Frequently Asked Questions
Tax exemption is provided on a particular source of income and not the entire income. It means one does not have to pay a tax on income from that source. For example, agriculture income. Whereas tax deduction can be claimed on the entire gross total income. Certain expenditures and investments can be claimed as deductions—for example, 80C deduction, education loan.
No, personal accident insurance is not eligible for deduction under section 80C. However, one can claim the cost of insurance premium against loss of income. If a person can prove that he/she has paid the premium for a tax deduction to protect their taxable income, then he/she can claim a tax deduction. But it doesn’t come under Section 80C.
Yes, both Indians and NRIs are eligible for tax deduction under section 80C.

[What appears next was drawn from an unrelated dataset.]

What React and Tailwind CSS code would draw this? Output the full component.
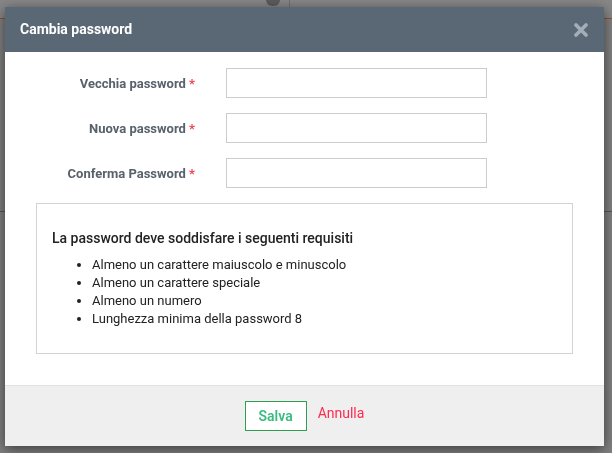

Taxpayers can claim a deduction for investments done throughout the entire year under section 80C. So every year taxpayers have one financial year to invest. Investments done from April 1st to March 31st of the next year can be claimed under section 80C.
For income tax purposes, ‘Financial Year (FY)’ is the year one earns income. ‘Assessment Year (AY)’ is the year one files tax and claims deduction. For example, for income earned in FY 2019-2020, the taxes are filed in AY 2020-2021. The financial year in 2019-2020 and the assessment year is 2020-2021.
Any individual or Hindu Undivided Family (HUF) can claim deductions up to Rs. 1,50,000 under Section 80C of the Income Tax Act, 1961.
No. The limit of INR 1,50,000 is for all the instruments available under Section 80C. The taxpayer can invest in multiple 80C instruments, but they have to add up to INR 1,50,000. They can invest more than INR 1,50,000, but they can claim tax for just INR 1,50,000 on the gross income.
The amount used to pay back the principal of a home loan can be claimed as deduction under Section 80C. The following conditions are put on claiming a tax deduction for home loan principal repayment.
1. To claim this tax benefit, the construction of the property should be complete.
2. If the person transfers the property before the end of 5 years from the year it’s possession has been taken by the person; no tax benefits for this. Additionally, the amount claimed as a deduction in the earlier years shall become taxable in the year that the property is transferred.